1:1 means actual life size on the sensor. Any sensor, of any size.

• "the cropped frame is simply a smaller image" - this depends of the definition of image. In digital world the size of the recipient (sensor) is smaller, the image you get (you count it by megapixels) is more or less the same :) Commented Sep 24, 2016 at 21:06
• Suit yourself, but I didn't mention pixels. The meaning of cropped is that the cropped image is smaller than the uncropped image from the same lens, so it has to be enlarged more to view it at same size. Like small film is smaller than larger film, so it requires greater enlargement. But regardless of sensor size, 1:1 means the object image is the actual life size on the sensor. At least that part of it that the crop shows. Commented Sep 24, 2016 at 22:36

The full-frame image sensor measures approximately 24mm height by 36mm length. You image a coin 10mm in diameter; the set-up is “unity” (1:1). You view this image on your computer monitor in the usual way. As you know, the image you are observing was magnified by your computer hardware and viewing software. This is necessary because the full-frame size is very tiny. A common size monitor is 27 inches, diagonal measure, the full-frame is a 2:3 format. That works out to you viewing an image that measures 280mm by 570mm (15 x 22 inches).
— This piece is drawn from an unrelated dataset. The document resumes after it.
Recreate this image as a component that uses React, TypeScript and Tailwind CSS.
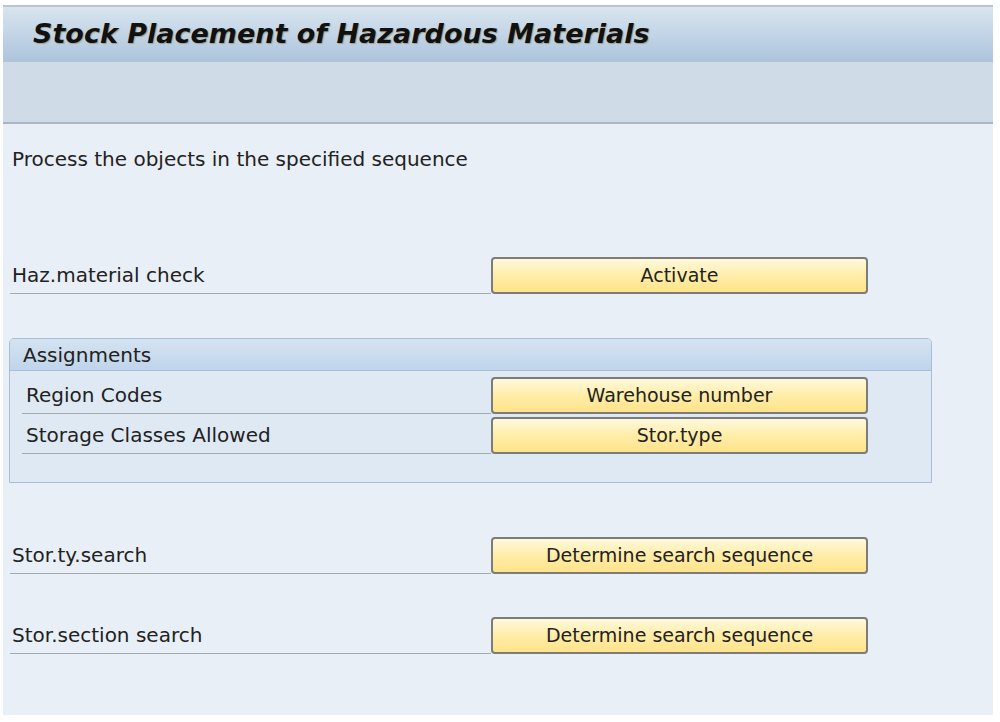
import React from 'react'

const font = { fontFamily: '"DejaVu Sans", Verdana, sans-serif' }

function SapButton({ label }: { label: string }) {
    return (
        <button
            type="button"
            className="w-[377px] h-[37px] shrink-0 rounded-[4px] border-2 border-[#7c7c7c] bg-gradient-to-b from-[#fff9dc] via-[#ffeda8] to-[#ffe38a] text-[19px] text-[#222] leading-none"
        >
            {label}
        </button>
    )
}

function Row({ label, button, inset = false }: { label: string; button: string; inset?: boolean }) {
    return (
        <div className="flex items-stretch h-[37px]">
            <div className={`flex-1 flex items-center border-b border-[#a4a9ae] ${inset ? 'pl-[4px]' : 'pl-[2px]'}`}>
                <span className="text-[20px] text-[#222]">{label}</span>
            </div>
            <SapButton label={button} />
        </div>
    )
}

export default function App() {
    return (
        <div className="min-h-[722px] bg-white pt-[5px] pl-[3px] pr-[7px]" style={font}>
            <div className="w-[990px] h-[710px] flex flex-col bg-[#e9eff6]">
                {/* Title bar */}
                <div className="h-[57px] border-t-2 border-[#b9c6d2] bg-gradient-to-b from-[#d9e5f0] to-[#acc4dc] flex items-center pl-[30px]">
                    <h1
                        className="text-[27px] font-bold italic text-[#111]"
                        style={{ textShadow: '1px 1px 1px rgba(120,100,40,0.45)' }}
                    >
                        Stock Placement of Hazardous Materials
                    </h1>
                </div>

                {/* Toolbar */}
                <div className="h-[62px] bg-[#cfdce8] border-b-2 border-[#a9b7c5]" />

                {/* Content */}
                <div className="flex flex-col pl-[7px] w-[865px]">
                    <p className="mt-[24px] h-[22px] text-[20px] leading-[22px] text-[#222] pl-[2px]">
                        Process the objects in the specified sequence
                    </p>

                    <div className="mt-[87px]">
                        <Row label="Haz.material check" button="Activate" />
                    </div>

                    {/* Assignments group */}
                    <div className="mt-[44px] -ml-[1px] w-[923px] h-[145px] flex flex-col rounded-t-[5px] border border-[#a6bfd7] bg-[#dfe9f4]">
                        <div className="h-[32px] flex items-center pl-[13px] rounded-t-[4px] border-b border-[#a6bfd7] bg-gradient-to-b from-[#d5e3f1] to-[#bfd5eb]">
                            <span className="text-[20px] text-[#222]">Assignments</span>
                        </div>
                        <div className="flex flex-col gap-[3px] pl-[12px] pt-[6px] w-[858px]">
                            <Row label="Region Codes" button="Warehouse number" inset />
                            <Row label="Storage Classes Allowed" button="Stor.type" inset />
                        </div>
                    </div>

                    <div className="mt-[54px]">
                        <Row label="Stor.ty.search" button="Determine search sequence" />
                    </div>
                    <div className="mt-[43px]">
                        <Row label="Stor.section search" button="Determine search sequence" />
                    </div>
                </div>
            </div>
        </div>
    )
}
The magnification applied by your system is 11 ½ X.

Now you switch to a crop body. The same set-up yields a life-size 10mm image on the image sensor. Now this compact chip is about 66% of the size of the full-frame, it measures 16mm height by 24mm length. You display this camera’s image on the same monitor. To fill the screen, the hardware and software applies more magnification. This is necessary to make-up for the fact that the compact is 66% of the size of a full frame. This smaller chip must be magnified 17.5 X to allow it’s image to fill the screen. Same is true if you make the same size prints from these different size image sensors.

The differences is 11 ½ X vs. 17.5 X that’s 17.5 ÷ 11.5 = 1.5. In other words, the smaller chip requires 1.5X more magnification to fill a screen of make the same size print. That’s the difference in magnification.